From flight attendant and martial artist, she’s now St. Paul Officer of the Year

Before Brianna Kisch began patrolling the streets of St. Paul, she’d taken to the skies as a flight attendant and placed in worldwide martial arts competitions.

Finding her path to law enforcement was a long road.

Kisch joined the St. Paul Police Department almost four years ago and she’s already receiving recognition.

The department recently selected her as Officer of the Year for her role in a variety of cases over the span of a year, including convincing a woman who was armed and talking about suicide to turn over a gun, putting the pieces together to apprehend a shooting suspect, and evacuating residents from a burning apartment building.

Kisch also was one of the first responders to arrive to a West Seventh Street bar shootout last fall that injured 15 and killed a woman, who Kisch attempted to help.

“She has the natural ability to take charge at chaotic scenes and could be relied upon to make calm and collective decisions under pressure,” her supervisor, Sgt. Kou Yang, wrote in recommending Kisch for the award.

FOURTH-DEGREE BLACK BELT

Kisch grew up in Eagan until she was 13 and her family moved to a 10-acre hobby farm in Henderson, near Belle Plaine. She was home schooled and, to earn her physical education credits in high school, Kisch said her parents made her go to taekwondo classes.

“I hated it for the longest time and then, all of a sudden, something clicked and I thought, ‘This is so much fun.’ ”

Kisch is a fourth-degree black belt in taekwondo, and placed second in the world in sparring in 2008 and third in extreme martial arts in 2007.

She finished high school in 2005 and already had a year’s worth of college credits. “I didn’t really know what I wanted to do with my life,” she said.

She taught martial arts full time and became a flight attendant — following in her mother’s footsteps — for about four years. She returned to instructing martial arts and worked in retail management.

PATROLS OVERNIGHTS IN CENTRAL DISTRICT

When she was a flight attendant, pilot John Johnson told Kisch about his father, who retired as a St. Paul police sergeant.

Johnson thought Kisch would be well-suited for law enforcement because of her martial arts background.

Plus, “she can command an airplane or anything and she does it with, like, grace,” he said recently. “If a passenger gave her a hard time, she would very nicely put them in their place without even letting them know they got put in place.”

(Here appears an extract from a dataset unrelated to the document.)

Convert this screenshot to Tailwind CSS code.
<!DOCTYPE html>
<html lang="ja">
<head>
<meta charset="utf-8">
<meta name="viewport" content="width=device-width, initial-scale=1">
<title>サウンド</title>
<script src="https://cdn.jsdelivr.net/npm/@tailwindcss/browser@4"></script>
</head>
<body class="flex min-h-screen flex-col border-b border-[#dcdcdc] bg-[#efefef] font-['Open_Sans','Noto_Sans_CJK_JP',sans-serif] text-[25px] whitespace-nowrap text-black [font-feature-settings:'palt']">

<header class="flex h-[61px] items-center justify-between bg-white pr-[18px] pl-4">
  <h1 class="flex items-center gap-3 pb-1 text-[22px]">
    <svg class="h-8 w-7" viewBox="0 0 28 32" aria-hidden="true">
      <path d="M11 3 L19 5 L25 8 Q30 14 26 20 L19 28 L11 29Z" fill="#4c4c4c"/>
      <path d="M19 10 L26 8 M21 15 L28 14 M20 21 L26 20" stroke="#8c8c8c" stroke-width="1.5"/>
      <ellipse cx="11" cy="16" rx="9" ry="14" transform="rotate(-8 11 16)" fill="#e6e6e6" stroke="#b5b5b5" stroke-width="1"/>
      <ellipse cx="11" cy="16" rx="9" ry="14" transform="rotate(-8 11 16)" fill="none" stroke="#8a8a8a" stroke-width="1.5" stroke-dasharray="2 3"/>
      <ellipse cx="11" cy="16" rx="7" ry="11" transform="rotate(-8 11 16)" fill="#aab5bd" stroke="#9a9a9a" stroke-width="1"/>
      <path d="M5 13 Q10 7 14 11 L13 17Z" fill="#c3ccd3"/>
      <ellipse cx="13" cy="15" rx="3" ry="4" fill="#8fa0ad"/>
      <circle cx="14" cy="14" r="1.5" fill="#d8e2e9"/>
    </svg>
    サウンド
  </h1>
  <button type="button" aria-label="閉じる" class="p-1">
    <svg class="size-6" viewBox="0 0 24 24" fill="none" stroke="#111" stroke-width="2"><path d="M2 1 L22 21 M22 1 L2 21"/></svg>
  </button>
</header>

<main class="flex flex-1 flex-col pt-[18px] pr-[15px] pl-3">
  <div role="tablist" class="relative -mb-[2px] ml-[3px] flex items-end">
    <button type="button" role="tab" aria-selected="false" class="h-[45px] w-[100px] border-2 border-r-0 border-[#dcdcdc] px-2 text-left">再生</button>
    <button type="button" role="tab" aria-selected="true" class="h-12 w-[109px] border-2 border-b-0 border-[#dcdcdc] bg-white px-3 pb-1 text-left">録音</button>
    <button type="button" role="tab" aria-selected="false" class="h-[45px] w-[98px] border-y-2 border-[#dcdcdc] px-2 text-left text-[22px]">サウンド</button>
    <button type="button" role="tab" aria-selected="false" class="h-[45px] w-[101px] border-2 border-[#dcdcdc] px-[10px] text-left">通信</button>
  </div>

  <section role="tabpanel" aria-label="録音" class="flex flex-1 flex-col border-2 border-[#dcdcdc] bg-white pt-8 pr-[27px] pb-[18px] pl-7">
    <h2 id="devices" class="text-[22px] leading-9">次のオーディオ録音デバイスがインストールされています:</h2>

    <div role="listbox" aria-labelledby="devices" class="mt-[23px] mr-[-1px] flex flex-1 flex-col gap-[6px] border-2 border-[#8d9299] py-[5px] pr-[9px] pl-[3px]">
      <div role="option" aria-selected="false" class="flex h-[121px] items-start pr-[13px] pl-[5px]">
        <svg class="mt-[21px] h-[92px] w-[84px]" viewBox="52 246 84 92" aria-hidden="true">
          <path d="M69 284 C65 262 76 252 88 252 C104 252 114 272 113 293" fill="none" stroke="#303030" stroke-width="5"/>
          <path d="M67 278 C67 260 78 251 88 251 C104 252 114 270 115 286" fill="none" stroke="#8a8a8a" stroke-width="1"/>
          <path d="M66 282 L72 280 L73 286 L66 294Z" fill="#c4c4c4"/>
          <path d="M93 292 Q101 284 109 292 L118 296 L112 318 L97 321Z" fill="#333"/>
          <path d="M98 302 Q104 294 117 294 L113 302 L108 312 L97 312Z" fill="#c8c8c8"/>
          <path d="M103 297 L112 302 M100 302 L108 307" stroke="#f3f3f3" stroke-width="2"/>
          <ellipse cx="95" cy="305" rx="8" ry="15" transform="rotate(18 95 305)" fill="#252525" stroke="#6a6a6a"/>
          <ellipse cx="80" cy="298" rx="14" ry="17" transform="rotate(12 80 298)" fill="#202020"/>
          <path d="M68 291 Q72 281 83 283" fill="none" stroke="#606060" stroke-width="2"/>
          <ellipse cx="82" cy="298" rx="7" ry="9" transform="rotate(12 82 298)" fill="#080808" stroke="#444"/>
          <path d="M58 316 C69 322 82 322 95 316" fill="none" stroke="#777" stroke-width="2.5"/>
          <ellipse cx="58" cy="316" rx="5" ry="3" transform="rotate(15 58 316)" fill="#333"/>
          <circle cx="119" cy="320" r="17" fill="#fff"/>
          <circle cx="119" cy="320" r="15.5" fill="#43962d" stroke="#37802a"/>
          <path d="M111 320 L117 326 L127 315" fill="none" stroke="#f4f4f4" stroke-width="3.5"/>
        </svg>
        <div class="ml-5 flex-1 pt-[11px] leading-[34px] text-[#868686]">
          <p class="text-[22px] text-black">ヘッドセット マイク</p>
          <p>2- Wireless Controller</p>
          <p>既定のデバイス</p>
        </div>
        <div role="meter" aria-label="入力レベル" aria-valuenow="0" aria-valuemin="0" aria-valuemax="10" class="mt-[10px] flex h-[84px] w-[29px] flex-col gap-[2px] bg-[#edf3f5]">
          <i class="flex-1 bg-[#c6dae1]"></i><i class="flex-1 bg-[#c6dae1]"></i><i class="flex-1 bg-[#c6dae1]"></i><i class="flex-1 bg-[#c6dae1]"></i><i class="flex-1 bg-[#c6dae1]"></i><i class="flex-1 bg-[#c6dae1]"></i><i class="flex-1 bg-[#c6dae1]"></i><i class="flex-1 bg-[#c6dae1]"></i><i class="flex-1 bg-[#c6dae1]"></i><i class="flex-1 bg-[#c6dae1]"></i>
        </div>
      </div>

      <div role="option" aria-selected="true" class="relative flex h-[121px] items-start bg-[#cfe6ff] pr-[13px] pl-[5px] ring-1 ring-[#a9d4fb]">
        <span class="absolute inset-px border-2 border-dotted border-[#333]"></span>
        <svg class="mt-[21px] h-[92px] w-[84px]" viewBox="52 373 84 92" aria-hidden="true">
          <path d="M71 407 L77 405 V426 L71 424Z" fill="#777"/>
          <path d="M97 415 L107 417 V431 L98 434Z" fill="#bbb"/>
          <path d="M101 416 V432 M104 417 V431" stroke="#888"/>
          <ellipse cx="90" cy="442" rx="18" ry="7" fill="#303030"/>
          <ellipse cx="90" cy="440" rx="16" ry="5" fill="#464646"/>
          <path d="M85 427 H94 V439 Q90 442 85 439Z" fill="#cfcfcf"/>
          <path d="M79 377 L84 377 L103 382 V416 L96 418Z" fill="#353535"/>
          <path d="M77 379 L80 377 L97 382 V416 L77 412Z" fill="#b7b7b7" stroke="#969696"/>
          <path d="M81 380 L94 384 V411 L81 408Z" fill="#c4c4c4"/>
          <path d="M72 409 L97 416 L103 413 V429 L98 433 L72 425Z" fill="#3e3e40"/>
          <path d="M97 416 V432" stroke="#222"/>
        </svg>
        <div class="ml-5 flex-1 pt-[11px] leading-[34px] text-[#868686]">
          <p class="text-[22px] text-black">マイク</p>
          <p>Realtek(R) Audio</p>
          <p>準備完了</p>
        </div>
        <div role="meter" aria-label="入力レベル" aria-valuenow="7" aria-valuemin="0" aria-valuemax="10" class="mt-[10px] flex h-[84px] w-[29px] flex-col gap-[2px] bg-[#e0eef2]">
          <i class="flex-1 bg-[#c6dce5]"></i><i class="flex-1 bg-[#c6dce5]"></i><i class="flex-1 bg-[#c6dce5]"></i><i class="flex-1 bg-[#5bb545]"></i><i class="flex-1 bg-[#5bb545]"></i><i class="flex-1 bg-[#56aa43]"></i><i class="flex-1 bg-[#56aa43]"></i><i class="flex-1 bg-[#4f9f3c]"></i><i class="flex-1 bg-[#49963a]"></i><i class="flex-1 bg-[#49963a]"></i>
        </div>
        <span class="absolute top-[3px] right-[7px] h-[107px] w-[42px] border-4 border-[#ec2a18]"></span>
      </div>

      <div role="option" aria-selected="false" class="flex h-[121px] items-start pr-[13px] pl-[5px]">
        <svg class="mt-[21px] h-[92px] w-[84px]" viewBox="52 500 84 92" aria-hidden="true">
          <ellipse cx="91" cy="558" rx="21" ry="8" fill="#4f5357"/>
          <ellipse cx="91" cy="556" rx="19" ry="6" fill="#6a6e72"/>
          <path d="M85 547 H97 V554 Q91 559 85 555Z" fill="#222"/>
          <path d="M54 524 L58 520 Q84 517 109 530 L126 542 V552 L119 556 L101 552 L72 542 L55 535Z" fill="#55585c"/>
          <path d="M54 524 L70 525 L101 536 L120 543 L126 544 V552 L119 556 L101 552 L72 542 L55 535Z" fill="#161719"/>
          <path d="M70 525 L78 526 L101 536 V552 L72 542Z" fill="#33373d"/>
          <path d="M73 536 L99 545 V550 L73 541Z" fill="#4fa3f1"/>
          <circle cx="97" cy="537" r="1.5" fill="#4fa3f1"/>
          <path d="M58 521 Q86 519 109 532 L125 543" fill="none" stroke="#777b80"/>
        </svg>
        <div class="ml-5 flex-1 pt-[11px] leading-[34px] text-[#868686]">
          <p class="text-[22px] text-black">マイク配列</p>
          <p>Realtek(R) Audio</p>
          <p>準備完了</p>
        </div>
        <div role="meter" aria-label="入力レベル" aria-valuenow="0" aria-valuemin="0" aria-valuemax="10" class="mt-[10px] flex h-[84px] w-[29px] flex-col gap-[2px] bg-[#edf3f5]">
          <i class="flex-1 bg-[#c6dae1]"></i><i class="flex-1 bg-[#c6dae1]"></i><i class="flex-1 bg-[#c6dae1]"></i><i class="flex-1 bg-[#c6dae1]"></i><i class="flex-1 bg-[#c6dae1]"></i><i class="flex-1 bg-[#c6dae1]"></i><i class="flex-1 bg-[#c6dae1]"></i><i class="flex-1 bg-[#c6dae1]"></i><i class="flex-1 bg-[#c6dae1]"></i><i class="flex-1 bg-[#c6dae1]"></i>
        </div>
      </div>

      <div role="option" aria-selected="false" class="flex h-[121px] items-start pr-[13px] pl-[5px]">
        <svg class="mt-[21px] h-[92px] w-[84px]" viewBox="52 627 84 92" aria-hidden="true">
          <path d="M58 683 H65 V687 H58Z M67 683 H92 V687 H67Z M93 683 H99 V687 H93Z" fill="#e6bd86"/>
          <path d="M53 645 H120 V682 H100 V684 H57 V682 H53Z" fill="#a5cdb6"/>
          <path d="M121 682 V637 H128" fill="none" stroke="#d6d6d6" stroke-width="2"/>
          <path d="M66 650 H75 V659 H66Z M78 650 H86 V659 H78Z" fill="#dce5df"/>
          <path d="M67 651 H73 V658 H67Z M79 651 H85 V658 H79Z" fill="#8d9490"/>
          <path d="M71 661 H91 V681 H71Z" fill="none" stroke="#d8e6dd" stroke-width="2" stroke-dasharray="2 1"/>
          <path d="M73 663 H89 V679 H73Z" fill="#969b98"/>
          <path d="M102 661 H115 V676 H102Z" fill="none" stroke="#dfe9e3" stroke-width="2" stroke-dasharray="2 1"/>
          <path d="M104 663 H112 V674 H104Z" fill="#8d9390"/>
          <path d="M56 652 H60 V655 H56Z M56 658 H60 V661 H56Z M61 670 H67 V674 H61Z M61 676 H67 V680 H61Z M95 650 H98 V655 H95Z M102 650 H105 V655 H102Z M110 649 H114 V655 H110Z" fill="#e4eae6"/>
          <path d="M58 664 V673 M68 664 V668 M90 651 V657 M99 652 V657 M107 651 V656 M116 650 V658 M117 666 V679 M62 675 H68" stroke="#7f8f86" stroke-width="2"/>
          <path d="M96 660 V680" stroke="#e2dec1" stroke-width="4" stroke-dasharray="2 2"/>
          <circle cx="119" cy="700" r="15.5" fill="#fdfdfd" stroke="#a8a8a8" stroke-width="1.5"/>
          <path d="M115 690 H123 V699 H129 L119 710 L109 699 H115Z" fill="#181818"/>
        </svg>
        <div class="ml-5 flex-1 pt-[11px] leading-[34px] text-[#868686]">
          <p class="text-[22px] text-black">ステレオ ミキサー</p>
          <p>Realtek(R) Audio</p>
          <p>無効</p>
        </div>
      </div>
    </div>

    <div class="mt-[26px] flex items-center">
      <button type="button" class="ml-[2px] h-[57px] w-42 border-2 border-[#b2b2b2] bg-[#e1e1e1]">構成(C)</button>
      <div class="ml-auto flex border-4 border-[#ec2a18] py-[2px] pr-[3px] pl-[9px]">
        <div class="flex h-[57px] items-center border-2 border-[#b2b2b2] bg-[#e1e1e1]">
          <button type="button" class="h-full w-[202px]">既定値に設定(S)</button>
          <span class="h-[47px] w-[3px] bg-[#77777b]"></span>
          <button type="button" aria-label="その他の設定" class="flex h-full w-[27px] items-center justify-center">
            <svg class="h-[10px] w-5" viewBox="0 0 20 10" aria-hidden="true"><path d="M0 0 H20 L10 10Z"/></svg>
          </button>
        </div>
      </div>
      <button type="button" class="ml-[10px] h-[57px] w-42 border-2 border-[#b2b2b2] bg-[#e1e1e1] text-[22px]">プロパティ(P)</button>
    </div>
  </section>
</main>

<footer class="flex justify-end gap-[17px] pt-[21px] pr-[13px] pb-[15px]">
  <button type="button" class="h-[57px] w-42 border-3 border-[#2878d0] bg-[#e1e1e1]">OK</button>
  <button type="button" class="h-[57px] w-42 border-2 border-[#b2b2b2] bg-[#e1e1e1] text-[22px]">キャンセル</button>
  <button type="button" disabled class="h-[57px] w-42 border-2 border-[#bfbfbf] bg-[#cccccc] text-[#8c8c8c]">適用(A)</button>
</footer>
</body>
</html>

Kisch said she thinks that comes from being the oldest of eight kids — “I was always bossing my siblings around,” she said.

Kisch went to college and worked in security and loss-prevention jobs along the way to earning her degree. She was in her early 30s when she became a St. Paul officer, and she feels her age and background in a variety of jobs have given her both perspective and life experiences.

The work has already changed since Kisch joined the department in 2018 — between the coronavirus pandemic, attention to law enforcement practices in the wake of George Floyd’s killing in Minneapolis and concerns over gun violence — but she said she still loves being an officer, especially in St. Paul’s Central District, where she works overnight shifts.

‘HUGE HONOR’

Being named Officer of the Year is “a huge honor,” Kisch said. She said everything she was recognized for were team efforts with the officers she works with.

In the annual department awards, Sgts. Amber Larson and Jeff Schwab were honored as Detectives of the Year for their work on a quadruple homicide. Police say four people were fatally shot in the West Seventh Street area in September and their bodies were found in a vehicle left in a Dunn County, Wis., cornfield. A man is charged in that case.

Michele Bunce was named Civilian Employee of the Year. She manages the department’s $120 million budget and oversees grant management.